In the space of three or so generations we’ve gone from the tight-knit familial London units that Young & Willmott wrote about in their seminal 1958 work ‘Family and Kinship in East London’ where people would live their entire lives in the same areas, and consider moving a few stops along the underground system to be a huge upheaval akin to moving to a different continent, to a totally disconnected and transient group with such little security in housing and so few networks within and ties to our areas that it’s now an expectation to have to move home on a whim every couple of years. Contributing towards this has doubtless been decades of government policy, such as the continuing privatisation and eradication of social housing, the removal of lifetime tenancies which can be passed through generations, the promotion of home-ownership above all other forms of tenure, London housing being seen as a safer way to store money by the global elites than using banks in a time of such worldwide financial uncertainty and – as this post speculates – the erasure of the city’s once-famous nightlife. How can a capital city survive where no one under thirty, unless they are lucky enough to own property, lives? What is there to keep people in London now?
We’re often told that London is a 24-hour city, where there’s always something to do. However, it’s a fallacy that London is “The city that never sleeps”. If anything, London is the city that likes to get an early night. The introduction of 24-hour licensing laws for pubs in 2005 was criticised and lauded in equal measure, but in reality has made very little difference. In the London boroughs of Camden and Westminster, for instance, there are zero places with 24-hour licensing. We’ve not seen a massive increase in binge drinking, and nor have we seen the development of a more continental (which always seems to translate as “healthier”) attitude to socialising and drinking alcohol. If anything, in the capital we’ve seen a dramatic decrease in places for people to socialise beyond 6pm since 2005. It is still rare for a pub in London to open beyond midnight, and deserted twilight walks around London’s landmarks are still possible. Despite how pleasurable these can be, they do not suggest a place with an exactly booming nightlife.
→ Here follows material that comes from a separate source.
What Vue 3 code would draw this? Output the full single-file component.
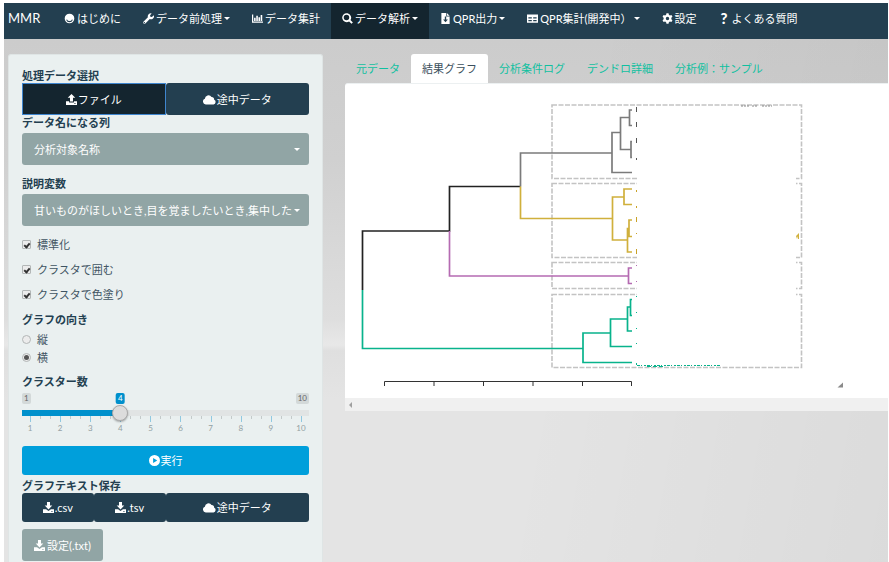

The weekend Night Tube which was finally introduced last year to much fanfare and celebration now appears to be more of an attempt to make the city appear as a vibrant non-stop area of entertainment to tourists, for many years befuddled as to why our elderly underground system shuts down at night while in other major cities they run constantly, rather than actually servicing a desperate need to transfer masses of people during the small hours. It’s now becoming clear that just beyond midnight there’s actually very little reason to be outside. Although it remains to be seen if she will actually be able to accomplish anything in her new role, the appointment by Sadiq Khan of Amy Lamé as Night Czar seems a bit like the establishment of a ceremonial position in the same way of the much-derided elected Police Crime Commissioners. It’s all very well having a job at City Hall created to sort out these glaring problems, but essentially pointless if councils and landowners are simply disinterested in changing the current situation, because a nightclub or anything open beyond normal working hours on their doorstep is about as welcome as a fracking plant.
Increasingly boroughs are deciding that instead of nurturing their night-time economy they are cracking down on pub and club opening times, and introducing draconian licensing laws which make the experience of going clubbing as fun as a trip through airport security. For instance, there is the recently reopened Fabric, where the council, having failed in their initial skirmish to be shot of the place last year, have now taken measures to ensure that the place goes out of business by increasing searches, making carrying ID compulsory, (bizarrely) banning 18 year olds, having a constant undercover police presence and numerous other measures to send the message to potential patrons that they should just keep away because if they do decide to come they’ll regret it. In addition to this there is Dalston, which owes its regeneration from a place non-locals would be scared to enter to one of the most desired places in the city to live in within the space of just twenty years off the back of its largely organically-evolved nightlife, now rejecting applications from new venues which wish to stay open late, and introducing new strict terms for existing licensees. I don’t need to list all the venues which have shut down in that area over the past couple of years (it’s been done in-depth elsewhere), but a walk down Kingsland Road now compared with five years ago shows how successful the council has been in “tidying up”, or sanitising, the area of music venues and vibrancy.
The fact that I have been unable to even think of something to do in the city involving socialising in the evening that doesn’t involve alcohol as the central pillar of it operating is another problem. A cinema, while a great place to go (the BFI is the main thing I miss about living in London), is not a social occasion. As a non-drinker, it’s something which really puts me off from going out at night. Pubs do not want people like me there taking up space. Inevitably, the only non-alcoholic drinks they serve are Coca-Cola or other soft drinks, and bizarrely they’re frequently nearly as expensive as booze. There’s been an increasing trend in the sale of low or no-alcohol beers over the past few years, but drinking them is not an option for me. As a country we seem completely unable to separate socialising from drinking, but that’s for a different post on a different blog.
We’re consistently told that London should be a city that is always open, but it completely lags behind all other major cities. As this situation deepens, and more young people leave, it will be interesting to see just who is the average permanent London dweller in ten years time, and how the city can function with a massive gap in the age group from mid-twenties to middle age.